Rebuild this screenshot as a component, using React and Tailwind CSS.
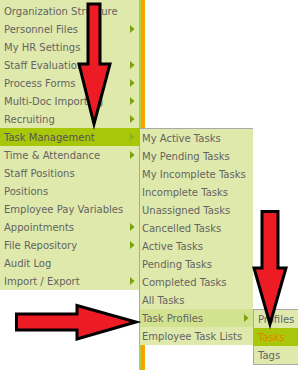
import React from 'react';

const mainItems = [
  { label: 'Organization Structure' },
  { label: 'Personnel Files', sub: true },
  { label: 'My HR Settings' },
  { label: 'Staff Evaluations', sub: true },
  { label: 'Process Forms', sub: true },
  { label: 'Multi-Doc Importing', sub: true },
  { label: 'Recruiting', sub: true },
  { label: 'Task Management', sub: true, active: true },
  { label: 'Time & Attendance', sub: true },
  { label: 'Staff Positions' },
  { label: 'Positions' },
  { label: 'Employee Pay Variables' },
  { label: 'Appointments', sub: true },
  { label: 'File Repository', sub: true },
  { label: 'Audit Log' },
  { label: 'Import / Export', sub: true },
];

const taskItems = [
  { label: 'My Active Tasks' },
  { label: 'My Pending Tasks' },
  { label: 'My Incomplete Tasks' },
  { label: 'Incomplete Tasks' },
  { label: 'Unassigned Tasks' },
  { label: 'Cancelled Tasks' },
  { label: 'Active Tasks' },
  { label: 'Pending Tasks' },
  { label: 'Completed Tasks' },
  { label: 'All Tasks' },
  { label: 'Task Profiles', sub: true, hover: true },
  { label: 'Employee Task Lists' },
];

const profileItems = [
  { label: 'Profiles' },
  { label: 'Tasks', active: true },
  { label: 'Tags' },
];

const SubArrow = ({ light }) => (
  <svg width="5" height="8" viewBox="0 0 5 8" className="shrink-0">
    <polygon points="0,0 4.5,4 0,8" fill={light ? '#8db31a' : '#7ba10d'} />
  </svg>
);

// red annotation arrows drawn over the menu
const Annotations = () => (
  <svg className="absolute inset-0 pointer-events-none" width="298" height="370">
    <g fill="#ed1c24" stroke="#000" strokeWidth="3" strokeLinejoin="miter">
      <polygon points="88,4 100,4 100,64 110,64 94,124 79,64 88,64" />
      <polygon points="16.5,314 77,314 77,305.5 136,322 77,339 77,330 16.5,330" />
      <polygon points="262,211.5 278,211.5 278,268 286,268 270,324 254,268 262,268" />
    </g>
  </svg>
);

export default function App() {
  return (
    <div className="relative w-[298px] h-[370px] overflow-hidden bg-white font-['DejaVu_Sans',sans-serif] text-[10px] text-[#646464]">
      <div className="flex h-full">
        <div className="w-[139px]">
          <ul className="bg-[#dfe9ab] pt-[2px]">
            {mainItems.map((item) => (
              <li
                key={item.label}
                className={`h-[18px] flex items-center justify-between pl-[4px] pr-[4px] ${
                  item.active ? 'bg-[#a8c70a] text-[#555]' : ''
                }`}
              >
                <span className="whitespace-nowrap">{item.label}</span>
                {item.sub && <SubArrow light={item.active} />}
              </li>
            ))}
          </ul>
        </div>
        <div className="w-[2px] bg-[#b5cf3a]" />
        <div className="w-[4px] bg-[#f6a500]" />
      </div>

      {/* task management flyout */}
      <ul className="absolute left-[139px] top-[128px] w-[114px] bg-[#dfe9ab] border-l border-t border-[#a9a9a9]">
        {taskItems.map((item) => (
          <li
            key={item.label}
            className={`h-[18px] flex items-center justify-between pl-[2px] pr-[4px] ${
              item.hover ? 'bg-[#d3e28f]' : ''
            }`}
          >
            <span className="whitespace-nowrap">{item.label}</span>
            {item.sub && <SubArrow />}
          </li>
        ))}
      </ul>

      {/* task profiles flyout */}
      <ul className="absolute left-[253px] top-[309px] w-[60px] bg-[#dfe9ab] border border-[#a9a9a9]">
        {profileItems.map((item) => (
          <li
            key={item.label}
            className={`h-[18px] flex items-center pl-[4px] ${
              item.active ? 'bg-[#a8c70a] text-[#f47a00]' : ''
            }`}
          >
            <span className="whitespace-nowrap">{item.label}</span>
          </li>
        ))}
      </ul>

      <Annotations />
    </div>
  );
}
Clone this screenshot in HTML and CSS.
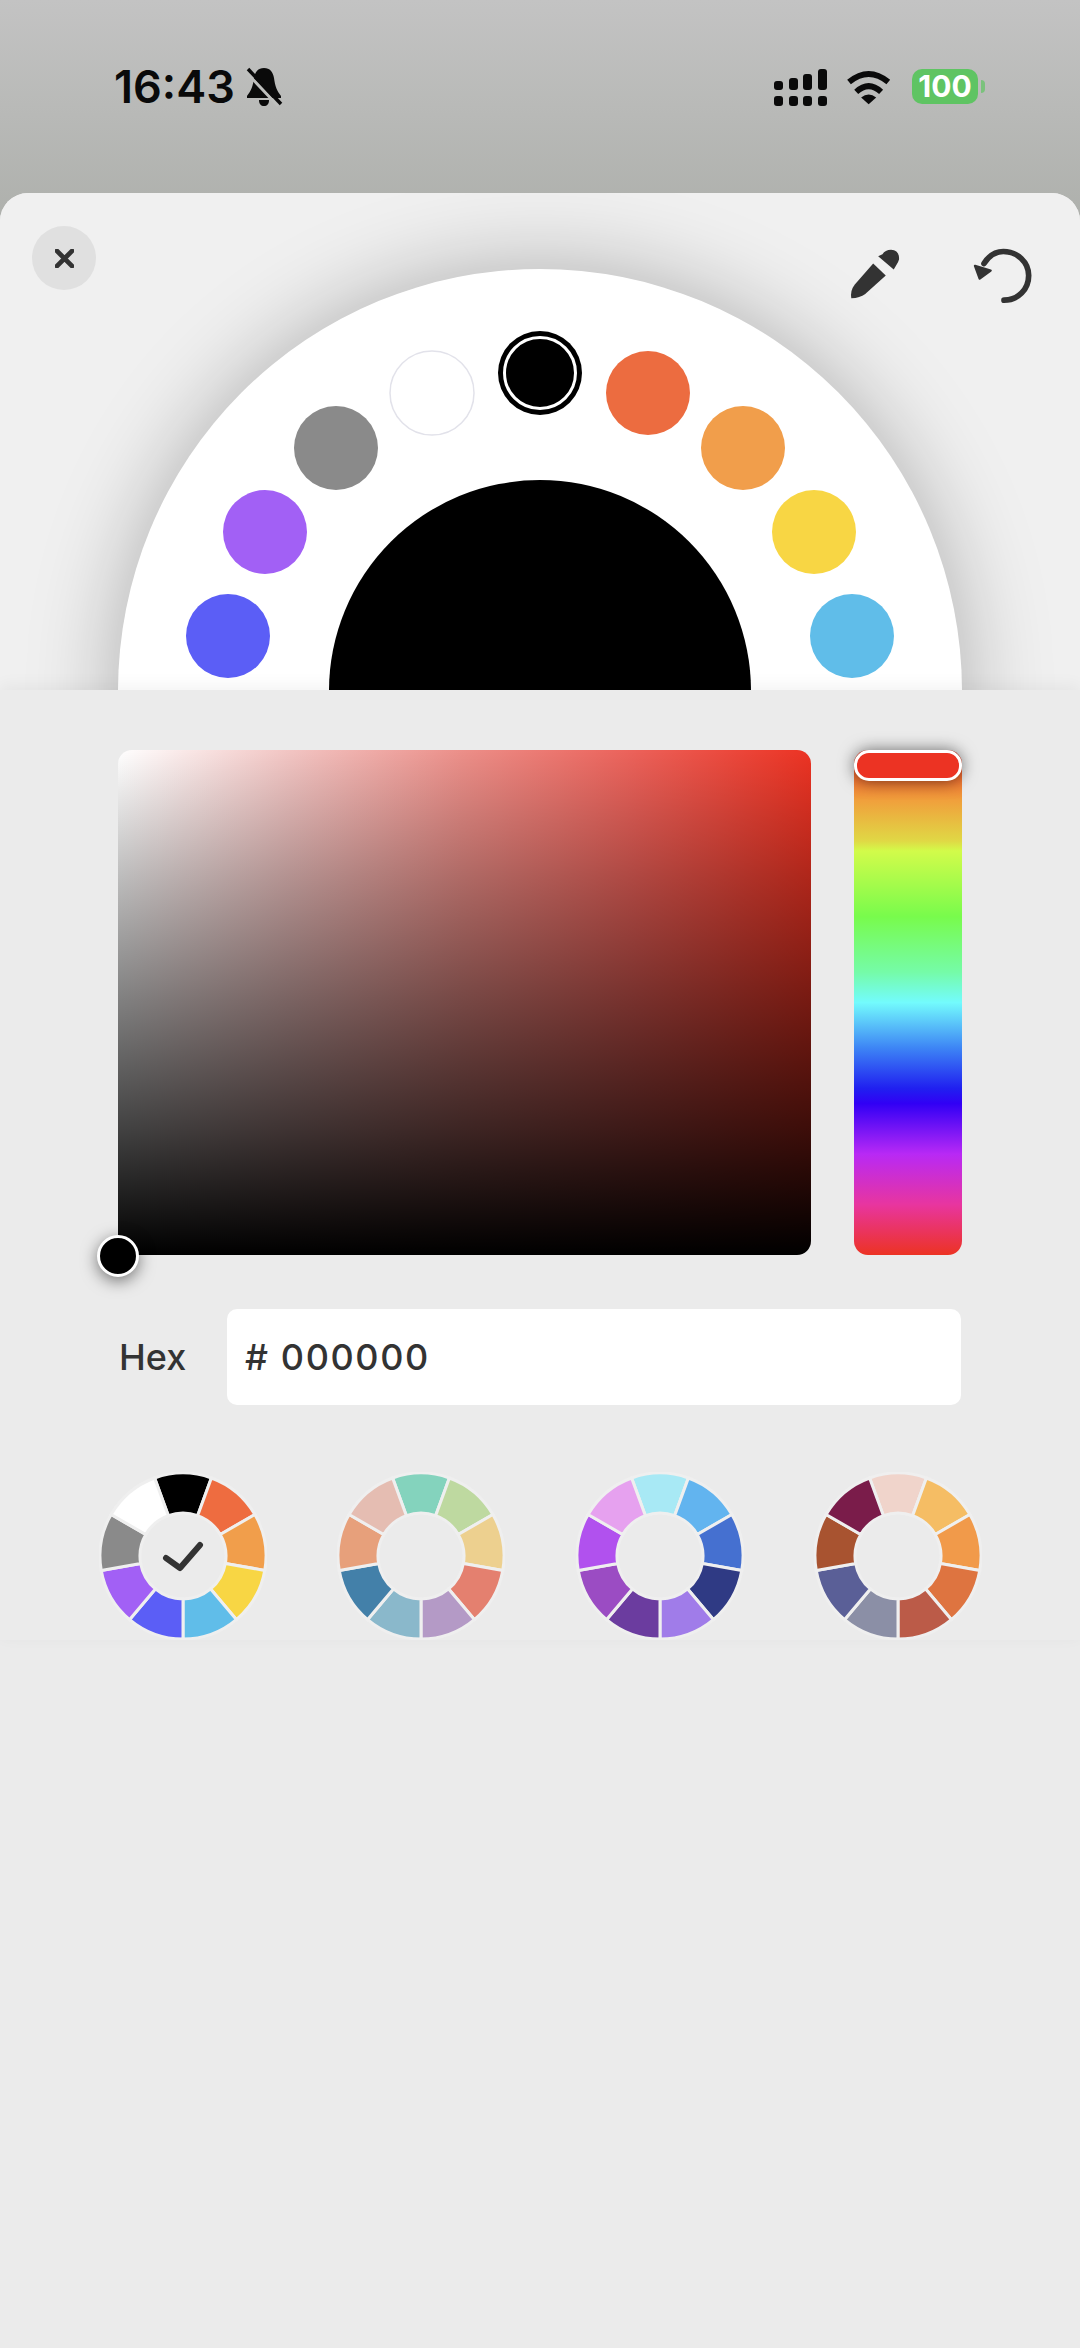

> [Direction] Every record above should be written out again without change, except that the pictures are left out.

> [Task output]
Rebuild this screenshot as a component, using React and Tailwind CSS.
import React from 'react';

const mainItems = [
  { label: 'Organization Structure' },
  { label: 'Personnel Files', sub: true },
  { label: 'My HR Settings' },
  { label: 'Staff Evaluations', sub: true },
  { label: 'Process Forms', sub: true },
  { label: 'Multi-Doc Importing', sub: true },
  { label: 'Recruiting', sub: true },
  { label: 'Task Management', sub: true, active: true },
  { label: 'Time & Attendance', sub: true },
  { label: 'Staff Positions' },
  { label: 'Positions' },
  { label: 'Employee Pay Variables' },
  { label: 'Appointments', sub: true },
  { label: 'File Repository', sub: true },
  { label: 'Audit Log' },
  { label: 'Import / Export', sub: true },
];

const taskItems = [
  { label: 'My Active Tasks' },
  { label: 'My Pending Tasks' },
  { label: 'My Incomplete Tasks' },
  { label: 'Incomplete Tasks' },
  { label: 'Unassigned Tasks' },
  { label: 'Cancelled Tasks' },
  { label: 'Active Tasks' },
  { label: 'Pending Tasks' },
  { label: 'Completed Tasks' },
  { label: 'All Tasks' },
  { label: 'Task Profiles', sub: true, hover: true },
  { label: 'Employee Task Lists' },
];

const profileItems = [
  { label: 'Profiles' },
  { label: 'Tasks', active: true },
  { label: 'Tags' },
];

const SubArrow = ({ light }) => (
  <svg width="5" height="8" viewBox="0 0 5 8" className="shrink-0">
    <polygon points="0,0 4.5,4 0,8" fill={light ? '#8db31a' : '#7ba10d'} />
  </svg>
);

// red annotation arrows drawn over the menu
const Annotations = () => (
  <svg className="absolute inset-0 pointer-events-none" width="298" height="370">
    <g fill="#ed1c24" stroke="#000" strokeWidth="3" strokeLinejoin="miter">
      <polygon points="88,4 100,4 100,64 110,64 94,124 79,64 88,64" />
      <polygon points="16.5,314 77,314 77,305.5 136,322 77,339 77,330 16.5,330" />
      <polygon points="262,211.5 278,211.5 278,268 286,268 270,324 254,268 262,268" />
    </g>
  </svg>
);

export default function App() {
  return (
    <div className="relative w-[298px] h-[370px] overflow-hidden bg-white font-['DejaVu_Sans',sans-serif] text-[10px] text-[#646464]">
      <div className="flex h-full">
        <div className="w-[139px]">
          <ul className="bg-[#dfe9ab] pt-[2px]">
            {mainItems.map((item) => (
              <li
                key={item.label}
                className={`h-[18px] flex items-center justify-between pl-[4px] pr-[4px] ${
                  item.active ? 'bg-[#a8c70a] text-[#555]' : ''
                }`}
              >
                <span className="whitespace-nowrap">{item.label}</span>
                {item.sub && <SubArrow light={item.active} />}
              </li>
            ))}
          </ul>
        </div>
        <div className="w-[2px] bg-[#b5cf3a]" />
        <div className="w-[4px] bg-[#f6a500]" />
      </div>

      {/* task management flyout */}
      <ul className="absolute left-[139px] top-[128px] w-[114px] bg-[#dfe9ab] border-l border-t border-[#a9a9a9]">
        {taskItems.map((item) => (
          <li
            key={item.label}
            className={`h-[18px] flex items-center justify-between pl-[2px] pr-[4px] ${
              item.hover ? 'bg-[#d3e28f]' : ''
            }`}
          >
            <span className="whitespace-nowrap">{item.label}</span>
            {item.sub && <SubArrow />}
          </li>
        ))}
      </ul>

      {/* task profiles flyout */}
      <ul className="absolute left-[253px] top-[309px] w-[60px] bg-[#dfe9ab] border border-[#a9a9a9]">
        {profileItems.map((item) => (
          <li
            key={item.label}
            className={`h-[18px] flex items-center pl-[4px] ${
              item.active ? 'bg-[#a8c70a] text-[#f47a00]' : ''
            }`}
          >
            <span className="whitespace-nowrap">{item.label}</span>
          </li>
        ))}
      </ul>

      <Annotations />
    </div>
  );
}
Clone this screenshot in HTML and CSS.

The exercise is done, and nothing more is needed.